Cynthia Plaster Caster

          One of the people whom I met at the offices of Bizarre, Inc. and who became a friend of mine was Cynthia Plaster Caster (her original surname had been Albritton). For those who have never heard of her particular niche in rock culture, Cynthia made plaster casts of the erect dicks of rock stars and others in the rock world. A recent brief check on her website reveals that she still does.
          I heard about Cynthia and her collection of plaster artefacts around the office for a few weeks before I met her. Pauline, the tall skinny Londoner who was more or less in charge of United Mutations (the fan-relations operation), had seen them and was rhapsodic about the size of Jimi Hendrix’s. “I couldn’t even get my hands around it!,” is what she told me, her elegant voice expressing wonder and awe.
          There’s something about a collection of plaster casts of people’s erect dicks that provokes people into some attitude or another. Art. That’s what the people in the office told me about why Zappa had brought Cynthia out from Chicago — to get her castings an exhibition at a major gallery.
          Anyway, we eventually ran into each other at the office. She was a cheerful, friendly, outgoing sort of person. Someone who likes a laugh. Shortish. A bit chubby. Midwestern accent. She seemed almost automatically to assume that we were peers, colleagues, friends.
          So we hung out some. I remember sometimes we got ripped with some other people — Herb’s secretary Kim Allen, notorious Hollywood scene-maker Rodney Bingenheimer, a queer groupie and his friends, and Dee Barnette, Bizarre’s bookkeeper — at Dee’s digs, where we watched TV, with Cynthia and the male groupie making comments on the various attributes and attractions of the rock stars on the tube.
          Cynthia was always ready to tell her tale of how she’d been a shy, non-glamorous-looking, virginal Catholic girl who’d taken up plaster-casting dicks, or ‘rigs’, as she called them, as a means of getting past the other groupies to meet rock stars. A queue-jumping technique, one might say.
          She referred to herself as the ‘Master Plaster Caster’. She and her former partner, Dianne Plaster Caster, had become notorious for their efforts in Chicago (to the point where Jonathan Kundra considered them to be ‘pop aristocracy’). Dianne had been the plater, keeping the rig in erectile mode by oral stimulation while Cynthia mixed the alginates (stuff dentists use to make casts of teeth) and made the cast. Dianne had gone back to Chicago, though, and Cynthia was on the lookout for temporary platers, which led to Jonathan Kundra’s anxiety situation over his girlfriend Cathy. She had me audition a couple of groupies to assess their plating technique — without my rig being cast, of course — for which I was ever so thankful to her. I remember in particular one young plater, an Australian woman who lived around the corner from the Café Figaro and who sang in musical comedies. Hearing her belt out the opening bars to “Ok-lahoma” in her Aussie accent was a hoot. Later she claimed to be feeling an epileptic episode coming on and injected herself with some thorazine, which I thought was creepy.
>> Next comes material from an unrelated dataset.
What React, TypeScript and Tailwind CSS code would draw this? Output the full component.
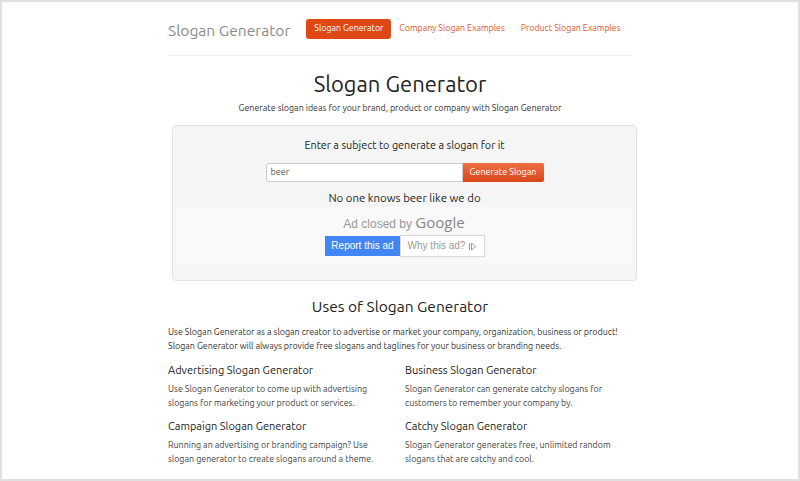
import React from "react";

const font = { fontFamily: "Ubuntu, Lato, 'Open Sans', sans-serif" };

export default function App() {
  return (
    <div
      className="w-[800px] h-[481px] overflow-hidden bg-white border-2 border-[#e0e0e0] text-[#333]"
      style={font}
    >
      <div className="w-[464px] mx-auto">
        {/* Header */}
        <div className="h-[54px] flex items-center border-b border-[#f0f0f0] whitespace-nowrap">
          <div className="text-[15.6px] text-[#8a8a8a] leading-none mr-[16px] mt-[5px]">Slogan Generator</div>
          <div className="flex items-center text-[8.8px] leading-none">
            <div className="bg-[#dd4814] text-white rounded-[3px] px-2 h-[20px] flex items-center">Slogan Generator</div>
            <div className="text-[#e0562a] px-2">Company Slogan Examples</div>
            <div className="text-[#e0562a] px-2">Product Slogan Examples</div>
          </div>
        </div>

        <h1 className="text-[22px] leading-[30px] text-center text-[#222] mt-[13px]">Slogan Generator</h1>
        <p className="text-[8.9px] leading-[14px] text-center mt-[2px]">
          Generate slogan ideas for your brand, product or company with Slogan Generator
        </p>

        {/* Panel */}
        <div className="mt-[10px] ml-[4px] w-[465px] h-[156px] bg-[#f5f5f5] border border-[#e3e3e3] rounded-[4px] pt-[11px] px-[3px]">
          <div className="text-[10.8px] leading-[16px] text-center text-[#222]">Enter a subject to generate a slogan for it</div>
          <div className="flex justify-center mt-[10px]">
            <div className="w-[197px] h-[19px] bg-white border border-[#ccc] rounded-l-[3px] text-[9px] leading-[17px] pl-[4px] text-[#555]">
              beer
            </div>
            <div className="w-[81px] h-[19px] bg-gradient-to-b from-[#ee6e3f] to-[#d9461a] text-white text-[9px] leading-[19px] text-center rounded-r-[2px] whitespace-nowrap">
              Generate Slogan
            </div>
          </div>
          <div className="text-[11.4px] leading-[16px] text-center mt-[8px] text-[#222]">No one knows beer like we do</div>
          <div className="mt-[1px] w-[456px] h-[57px] bg-[#f9f9f9] pt-[7px]" style={{ fontFamily: "'Liberation Sans', Arial, sans-serif" }}>
            <div className="text-center text-[12px] leading-[16px] text-[#9a9a9a]">
              Ad closed by <span className="text-[15px] text-[#888] font-medium" style={{ fontFamily: "'Open Sans', sans-serif" }}>Google</span>
            </div>
            <div className="flex justify-center mt-[4px] ml-[1px] whitespace-nowrap">
              <div className="w-[75px] h-[20px] bg-[#4285f4] text-white text-[10px] leading-[20px] text-center">Report this ad</div>
              <div className="w-[83px] h-[20px] bg-white text-[#9a9a9a] text-[10px] leading-[20px] text-center ml-[1px] shadow-[0_0_1px_1px_rgba(0,0,0,0.12)] flex items-center justify-center gap-[3px]">
                Why this ad?
                <svg width="9" height="9" viewBox="0 0 9 9" fill="none" stroke="#9a9a9a" strokeWidth="1">
                  <path d="M1.5 1v7" />
                  <path d="M3.5 1.2l4.2 3.3-4.2 3.3z" />
                </svg>
              </div>
            </div>
          </div>
        </div>

        <h2 className="text-[15.5px] leading-[24px] text-center text-[#222] mt-[14px]">Uses of Slogan Generator</h2>
        <p className="text-[8.9px] leading-[14px] mt-[6px]">
          Use Slogan Generator as a slogan creator to advertise or market your company, organization, business or product!
          Slogan Generator will always provide free slogans and taglines for your business or branding needs.
        </p>

        <div className="grid grid-cols-2 gap-x-[10px] gap-y-[8px] mt-[9px]">
          {[
            ["Advertising Slogan Generator", "Use Slogan Generator to come up with advertising slogans for marketing your product or services."],
            ["Business Slogan Generator", "Slogan Generator can generate catchy slogans for customers to remember your company by."],
            ["Campaign Slogan Generator", "Running an advertising or branding campaign? Use slogan generator to create slogans around a theme."],
            ["Catchy Slogan Generator", "Slogan Generator generates free, unlimited random slogans that are catchy and cool."],
          ].map(([h, t]) => (
            <div key={h}>
              <h3 className="text-[11px] leading-[16px] text-[#222]">{h}</h3>
              <p className="text-[8.9px] leading-[13.5px] mt-[5px] text-[#444] pr-[10px]">{t}</p>
            </div>
          ))}
        </div>
      </div>
    </div>
  );
}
          Cynthia told me that how she really saw herself, and the career she really wanted, was as a curator.
          Her father, she told me, had been a postman, and she’d worn one of his old Post Office shirts as her smock when making many of her casts. For some reason she gave me that shirt, and I wore it for a long time before it disintegrated.
          She went back to Chicago about the time I left Bizarre, and we didn’t keep in touch. When I contacted her recently via her website she wrote back saying that she didn’t remember me, but she did remember the Post Office shirt.